When young and prospects of retirement spun through one’s mind, they were of scenes of palm trees, white beaches and daiquiris, or they were of vistas of snow-peaked mountains, crystal-clear lakes and fine wines. In mind’s eye, one saw perfect villages, like Marie Antoinette’s Hameau de la Reine. We pictured ourselves hammock-bound in our own Arcadia, with grandchildren seen but not necessarily heard, a book and a beer within reach.

When young we had no idea of limits age imposes. We could not envision hips not working, or knees without the resilience of youth. Or the mind not functioning with the alacrity of yore. We never thought stairs could get steeper, or that the walk to the mail box would be longer. Pills, diet restrictions, glasses, incontinence and hearing aids – those were for the “old,” something that could not happen to us. We lived ignorant of the march of time. Now, trees we once planted have grown to full height, and the dog is our third, or is it the fourth? What happened to those beautiful, adoring children? They once looked up to me as the fount of all wisdom. Now they look down on my white head with what appears to be compassion.

We visit our children now and cannot understand why they are not as free as are we. We love seeing our grandchildren, but school, sports and iPhones occupy so much of their day. Where has time gone? I think of Harry Chapin, and those last lines from “Cat’s in the Cradle:”

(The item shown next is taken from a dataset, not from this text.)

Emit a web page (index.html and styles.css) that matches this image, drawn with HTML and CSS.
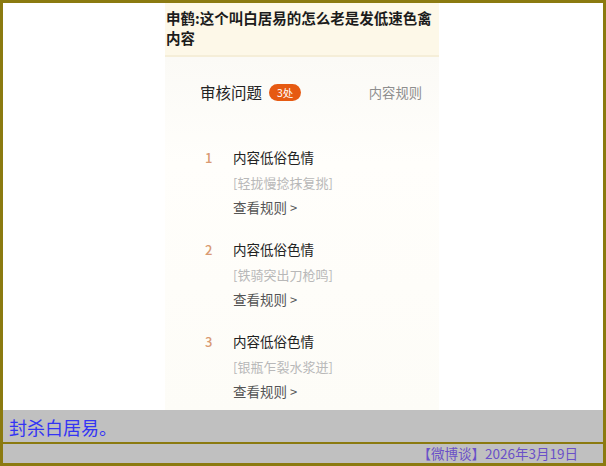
FILE: index.html
```html
<!DOCTYPE html>
<html lang="zh-CN">
  <head>
    <meta charset="UTF-8" />
    <meta name="viewport" content="width=device-width,initial-scale=1.0" />
    <title>封杀白居易</title>
    <link rel="stylesheet" href="styles.css">
  </head>
  <body>
    <div class="frame">
      <div class="stage">
        <div class="shot">
          <div class="shot-head">申鹤:这个叫白居易的怎么老是发低速色禽内容</div>
          <div class="shot-panel">
            <div class="tabs">
              <div class="tab-main">
                <span>审核问题</span>
                <span class="badge">3处</span>
              </div>
              <div class="tab-side">内容规则</div>
            </div>
            <ul class="issues">
              <li class="issue">
                <span class="issue-no">1</span>
                <div class="issue-body">
                  <div class="issue-title">内容低俗色情</div>
                  <div class="issue-quote">[轻拢慢捻抹复挑]</div>
                  <div class="issue-link">查看规则 <span class="chev">&gt;</span></div>
                </div>
              </li>
              <li class="issue">
                <span class="issue-no">2</span>
                <div class="issue-body">
                  <div class="issue-title">内容低俗色情</div>
                  <div class="issue-quote">[铁骑突出刀枪鸣]</div>
                  <div class="issue-link">查看规则 <span class="chev">&gt;</span></div>
                </div>
              </li>
              <li class="issue">
                <span class="issue-no">3</span>
                <div class="issue-body">
                  <div class="issue-title">内容低俗色情</div>
                  <div class="issue-quote">[银瓶乍裂水浆迸]</div>
                  <div class="issue-link">查看规则 <span class="chev">&gt;</span></div>
                </div>
              </li>
            </ul>
          </div>
        </div>
      </div>
      <div class="caption">封杀白居易。</div>
      <div class="footer">【微博谈】2026年3月19日</div>
    </div>
  </body>
</html>
```

FILE: styles.css
```css
html,
body {
  margin: 0;
  padding: 0;
  background: #fff;
}
body {
  font-family: "Noto Sans CJK SC", "Noto Sans", sans-serif;
}
.frame {
  width: 606px;
  height: 466px;
  box-sizing: border-box;
  border: 3px solid #8b7a10;
  display: flex;
  flex-direction: column;
  overflow: hidden;
}
.stage {
  height: 407px;
  background: #fff;
  display: flex;
  justify-content: center;
  padding-right: 2px;
}
.shot {
  width: 274px;
  display: flex;
  flex-direction: column;
  background: #fdfcf8;
}
.shot-head {
  height: 54px;
  box-sizing: border-box;
  padding: 5px 2px 0 1px;
  background: #fdf8e8;
  border-bottom: 2px solid #f5eed8;
  font-size: 14.5px;
  font-weight: 700;
  line-height: 20px;
  color: #1c1c1c;
}
.shot-panel {
  flex: 1;
  background: linear-gradient(180deg, #fbfaf6 0%, #fffefb 30%, #fdfcf7 100%);
}
.tabs {
  display: flex;
  justify-content: space-between;
  align-items: center;
  padding: 24px 17px 0 35px;
  height: 22px;
}
.tab-main {
  display: flex;
  align-items: center;
  gap: 7px;
  font-size: 15.5px;
  color: #222;
}
.badge {
  background: #e65a12;
  color: #fff;
  font-size: 10.5px;
  line-height: 17px;
  padding: 0 8px;
  border-radius: 9px;
}
.tab-side {
  font-size: 13.3px;
  color: #8e8e8e;
}
.issues {
  list-style: none;
  margin: 42px 0 0 0;
  padding: 0 0 0 40px;
  display: flex;
  flex-direction: column;
  gap: 17px;
}
.issue {
  display: flex;
}
.issue-no {
  width: 28px;
  font-size: 13px;
  line-height: 25px;
  color: #d99a72;
  font-weight: 500;
}
.issue-body {
  font-size: 13.5px;
  line-height: 25px;
}
.issue-title {
  color: #222;
}
.issue-quote {
  color: #b8b8b8;
  font-size: 13px;
}
.issue-link {
  color: #555;
}
.chev {
  font-size: 13px;
}
.caption {
  height: 32px;
  background: #c0c0c0;
  border-bottom: 2px solid #8b7a10;
  padding-left: 6px;
  font-size: 18px;
  line-height: 34px;
  color: #3434f4;
}
.footer {
  flex: 1;
  background: #c0c0c0;
  text-align: right;
  padding-right: 25px;
  font-size: 13.5px;
  line-height: 19px;
  color: #6a50c8;
}
```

‘When you coming home, son?’
‘I don’t know when, but we’ll get together then, Dad.
We’re going to have a good time then.

Like paper towels, time unrolls slowly at first, then at ever increasing rates. When we were young, days were endless – and so were long nights. The roll of paper seemed barely to budge. But, as time marched relentlessly forward the paper came off more quickly and its size became visibly smaller. We now know the past is longer than the future. We find ourselves talking about the “new” generation, their music, noise and lack of respect for their elders. It is the circular pathway of life. We forget our own indiscretions – the complaints of our parents now come from our mouths. We yearn for past days when time moved slowly, unaware that it is us, not “youth,” that has changed. Like the dray horse that has been put out to pasture, after spending a lifetime of monotonous work, we dream of friskier, coltish days when anything seemed possible – and was.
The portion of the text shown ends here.